* **Problem details**:
Make an exact copy of the entries, and keep any pictures out of it.

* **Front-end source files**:
····················

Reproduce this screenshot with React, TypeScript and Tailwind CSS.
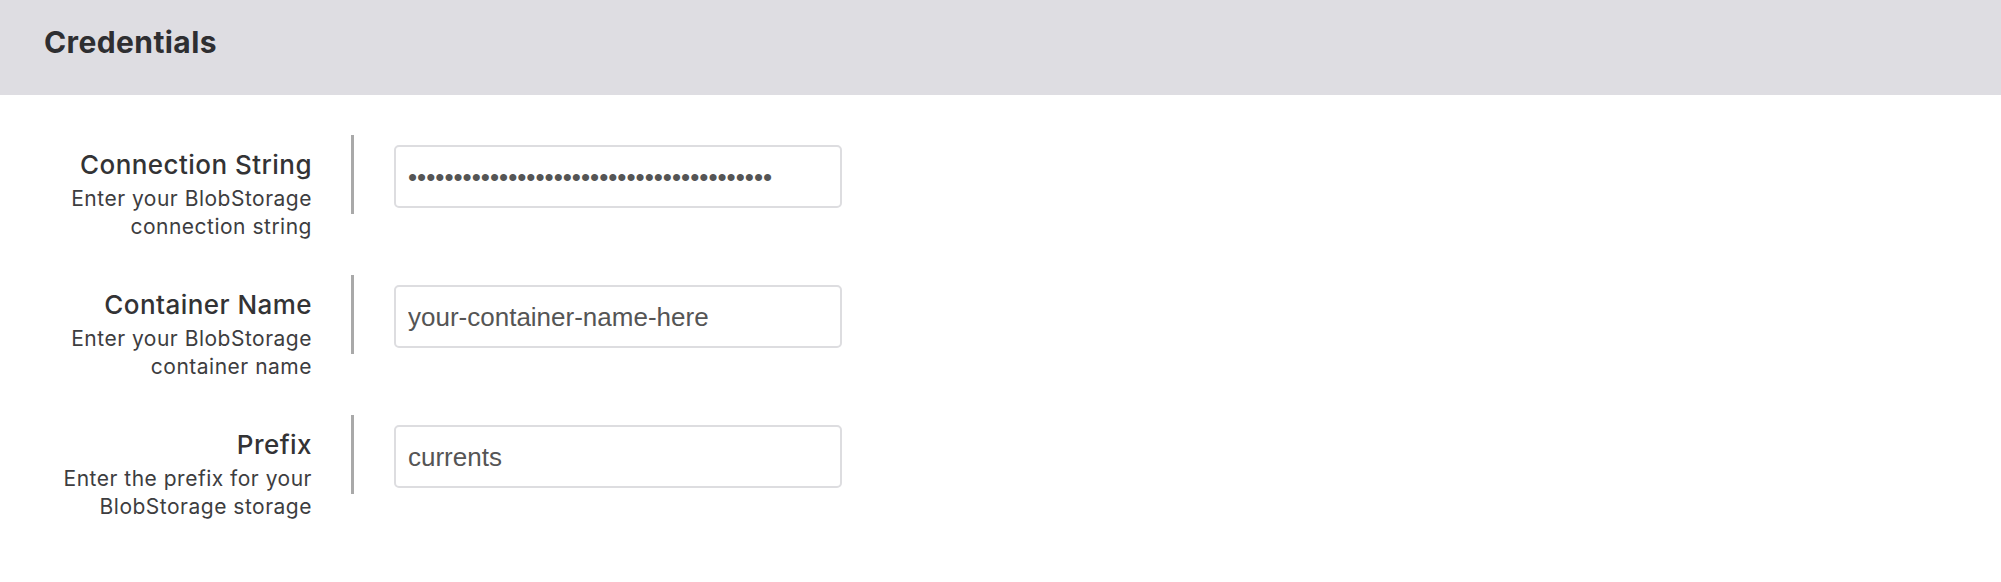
import React from "react";

const fields = [
  {
    label: "Connection String",
    desc: ["Enter your BlobStorage", "connection string"],
    type: "password",
    value: "x".repeat(40),
  },
  {
    label: "Container Name",
    desc: ["Enter your BlobStorage", "container name"],
    type: "text",
    value: "your-container-name-here",
  },
  {
    label: "Prefix",
    desc: ["Enter the prefix for your", "BlobStorage storage"],
    type: "text",
    value: "currents",
  },
];

export default function App() {
  return (
    <div className="w-[2001px] h-[582px] bg-white overflow-hidden" style={{ fontFamily: "Inter, 'Noto Sans', sans-serif" }}>
      <div className="h-[95px] bg-[#dedde2] flex items-center pl-[44px]">
        <h1 className="text-[30px] font-bold tracking-[0.4px] text-[#2e2e31] leading-none -mt-[12px]">Credentials</h1>
      </div>
      <div className="pt-[40px] flex flex-col">
        {fields.map((f) => (
          <div key={f.label} className="h-[140px] flex items-start">
            <div className="w-[312px] text-right mt-[14px]">
              <div className="text-[26px] leading-[31px] font-medium tracking-[0.45px] text-[#333335]">{f.label}</div>
              <div className="mt-[5px] text-[21px] leading-[28px] tracking-[0.5px] text-[#3d3d40]">
                {f.desc[0]}
                <br />
                {f.desc[1]}
              </div>
            </div>
            <div className="ml-[39px] w-[3px] h-[79px] bg-[#a9a9a9]" />
            <input
              type={f.type}
              defaultValue={f.value}
              readOnly
              className="ml-[40px] mt-[10px] w-[448px] h-[63px] border-2 border-[#dddde0] rounded-[5px] pl-[12px] pt-[2px] text-[26px] text-[#555] outline-none bg-white"
              style={{ fontFamily: "'Liberation Sans', Arial, sans-serif" }}
            />
          </div>
        ))}
      </div>
    </div>
  );
}
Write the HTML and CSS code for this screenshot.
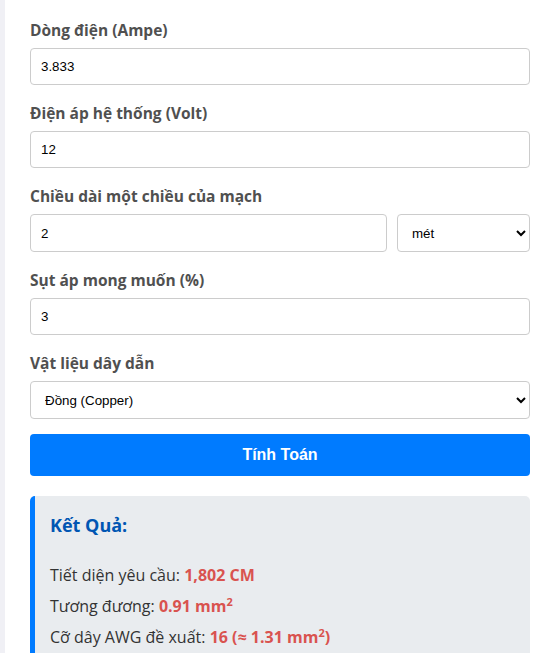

····················

* **Answer in full**:
Reproduce this screenshot with React, TypeScript and Tailwind CSS.
import React from "react";

const fields = [
  {
    label: "Connection String",
    desc: ["Enter your BlobStorage", "connection string"],
    type: "password",
    value: "x".repeat(40),
  },
  {
    label: "Container Name",
    desc: ["Enter your BlobStorage", "container name"],
    type: "text",
    value: "your-container-name-here",
  },
  {
    label: "Prefix",
    desc: ["Enter the prefix for your", "BlobStorage storage"],
    type: "text",
    value: "currents",
  },
];

export default function App() {
  return (
    <div className="w-[2001px] h-[582px] bg-white overflow-hidden" style={{ fontFamily: "Inter, 'Noto Sans', sans-serif" }}>
      <div className="h-[95px] bg-[#dedde2] flex items-center pl-[44px]">
        <h1 className="text-[30px] font-bold tracking-[0.4px] text-[#2e2e31] leading-none -mt-[12px]">Credentials</h1>
      </div>
      <div className="pt-[40px] flex flex-col">
        {fields.map((f) => (
          <div key={f.label} className="h-[140px] flex items-start">
            <div className="w-[312px] text-right mt-[14px]">
              <div className="text-[26px] leading-[31px] font-medium tracking-[0.45px] text-[#333335]">{f.label}</div>
              <div className="mt-[5px] text-[21px] leading-[28px] tracking-[0.5px] text-[#3d3d40]">
                {f.desc[0]}
                <br />
                {f.desc[1]}
              </div>
            </div>
            <div className="ml-[39px] w-[3px] h-[79px] bg-[#a9a9a9]" />
            <input
              type={f.type}
              defaultValue={f.value}
              readOnly
              className="ml-[40px] mt-[10px] w-[448px] h-[63px] border-2 border-[#dddde0] rounded-[5px] pl-[12px] pt-[2px] text-[26px] text-[#555] outline-none bg-white"
              style={{ fontFamily: "'Liberation Sans', Arial, sans-serif" }}
            />
          </div>
        ))}
      </div>
    </div>
  );
}
Write the HTML and CSS code for this screenshot.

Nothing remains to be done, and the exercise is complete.